Repeat every line of the listing below exactly, minus the pictures.

** start Raw data **

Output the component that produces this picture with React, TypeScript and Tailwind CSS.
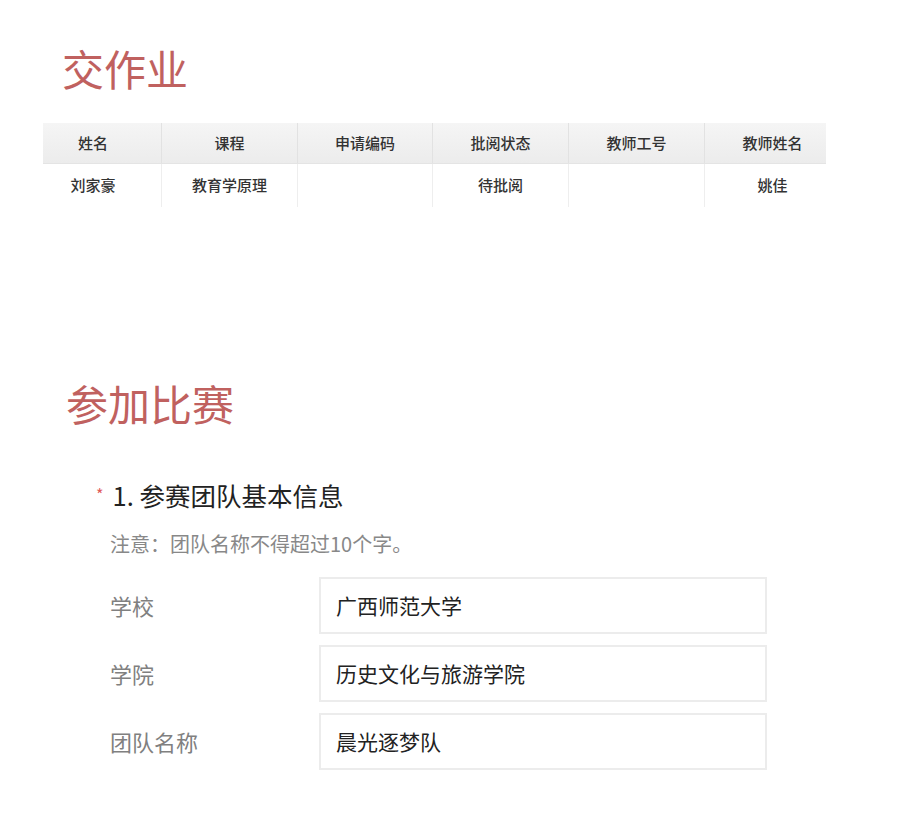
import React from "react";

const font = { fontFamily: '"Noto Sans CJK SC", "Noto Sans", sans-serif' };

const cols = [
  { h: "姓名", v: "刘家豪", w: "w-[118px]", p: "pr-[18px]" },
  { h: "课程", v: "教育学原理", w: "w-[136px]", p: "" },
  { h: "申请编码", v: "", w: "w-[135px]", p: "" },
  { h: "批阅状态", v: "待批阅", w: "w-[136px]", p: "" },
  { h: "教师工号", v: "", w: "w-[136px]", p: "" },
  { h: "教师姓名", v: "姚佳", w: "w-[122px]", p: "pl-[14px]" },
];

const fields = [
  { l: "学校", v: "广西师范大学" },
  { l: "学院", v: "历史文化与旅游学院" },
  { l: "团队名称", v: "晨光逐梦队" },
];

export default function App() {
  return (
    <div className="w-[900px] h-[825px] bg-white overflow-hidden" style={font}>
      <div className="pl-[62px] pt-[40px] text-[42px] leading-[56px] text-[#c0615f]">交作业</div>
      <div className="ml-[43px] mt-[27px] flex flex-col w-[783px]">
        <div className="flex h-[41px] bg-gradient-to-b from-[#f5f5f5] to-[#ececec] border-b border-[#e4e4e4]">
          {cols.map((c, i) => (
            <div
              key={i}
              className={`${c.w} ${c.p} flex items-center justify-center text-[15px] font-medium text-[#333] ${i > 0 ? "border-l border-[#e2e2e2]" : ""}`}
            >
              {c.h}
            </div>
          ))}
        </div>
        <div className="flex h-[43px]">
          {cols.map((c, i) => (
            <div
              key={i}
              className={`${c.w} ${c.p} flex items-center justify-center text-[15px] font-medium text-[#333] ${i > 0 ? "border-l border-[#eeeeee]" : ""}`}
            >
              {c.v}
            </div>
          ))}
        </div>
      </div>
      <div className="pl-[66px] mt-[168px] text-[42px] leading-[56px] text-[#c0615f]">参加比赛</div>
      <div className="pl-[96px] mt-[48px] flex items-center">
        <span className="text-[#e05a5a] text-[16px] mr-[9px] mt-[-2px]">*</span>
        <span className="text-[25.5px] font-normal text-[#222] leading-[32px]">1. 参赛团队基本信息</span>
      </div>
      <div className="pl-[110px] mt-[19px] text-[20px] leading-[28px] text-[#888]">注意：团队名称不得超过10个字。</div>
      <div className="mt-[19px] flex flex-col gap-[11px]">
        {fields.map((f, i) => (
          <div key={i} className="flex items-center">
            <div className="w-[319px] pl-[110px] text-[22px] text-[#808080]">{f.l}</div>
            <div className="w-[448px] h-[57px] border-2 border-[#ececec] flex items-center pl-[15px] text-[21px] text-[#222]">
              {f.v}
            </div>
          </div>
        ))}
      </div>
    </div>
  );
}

** end Raw data **

*Answer to the exercise*:
Output the component that produces this picture with React, TypeScript and Tailwind CSS.
import React from "react";

const font = { fontFamily: '"Noto Sans CJK SC", "Noto Sans", sans-serif' };

const cols = [
  { h: "姓名", v: "刘家豪", w: "w-[118px]", p: "pr-[18px]" },
  { h: "课程", v: "教育学原理", w: "w-[136px]", p: "" },
  { h: "申请编码", v: "", w: "w-[135px]", p: "" },
  { h: "批阅状态", v: "待批阅", w: "w-[136px]", p: "" },
  { h: "教师工号", v: "", w: "w-[136px]", p: "" },
  { h: "教师姓名", v: "姚佳", w: "w-[122px]", p: "pl-[14px]" },
];

const fields = [
  { l: "学校", v: "广西师范大学" },
  { l: "学院", v: "历史文化与旅游学院" },
  { l: "团队名称", v: "晨光逐梦队" },
];

export default function App() {
  return (
    <div className="w-[900px] h-[825px] bg-white overflow-hidden" style={font}>
      <div className="pl-[62px] pt-[40px] text-[42px] leading-[56px] text-[#c0615f]">交作业</div>
      <div className="ml-[43px] mt-[27px] flex flex-col w-[783px]">
        <div className="flex h-[41px] bg-gradient-to-b from-[#f5f5f5] to-[#ececec] border-b border-[#e4e4e4]">
          {cols.map((c, i) => (
            <div
              key={i}
              className={`${c.w} ${c.p} flex items-center justify-center text-[15px] font-medium text-[#333] ${i > 0 ? "border-l border-[#e2e2e2]" : ""}`}
            >
              {c.h}
            </div>
          ))}
        </div>
        <div className="flex h-[43px]">
          {cols.map((c, i) => (
            <div
              key={i}
              className={`${c.w} ${c.p} flex items-center justify-center text-[15px] font-medium text-[#333] ${i > 0 ? "border-l border-[#eeeeee]" : ""}`}
            >
              {c.v}
            </div>
          ))}
        </div>
      </div>
      <div className="pl-[66px] mt-[168px] text-[42px] leading-[56px] text-[#c0615f]">参加比赛</div>
      <div className="pl-[96px] mt-[48px] flex items-center">
        <span className="text-[#e05a5a] text-[16px] mr-[9px] mt-[-2px]">*</span>
        <span className="text-[25.5px] font-normal text-[#222] leading-[32px]">1. 参赛团队基本信息</span>
      </div>
      <div className="pl-[110px] mt-[19px] text-[20px] leading-[28px] text-[#888]">注意：团队名称不得超过10个字。</div>
      <div className="mt-[19px] flex flex-col gap-[11px]">
        {fields.map((f, i) => (
          <div key={i} className="flex items-center">
            <div className="w-[319px] pl-[110px] text-[22px] text-[#808080]">{f.l}</div>
            <div className="w-[448px] h-[57px] border-2 border-[#ececec] flex items-center pl-[15px] text-[21px] text-[#222]">
              {f.v}
            </div>
          </div>
        ))}
      </div>
    </div>
  );
}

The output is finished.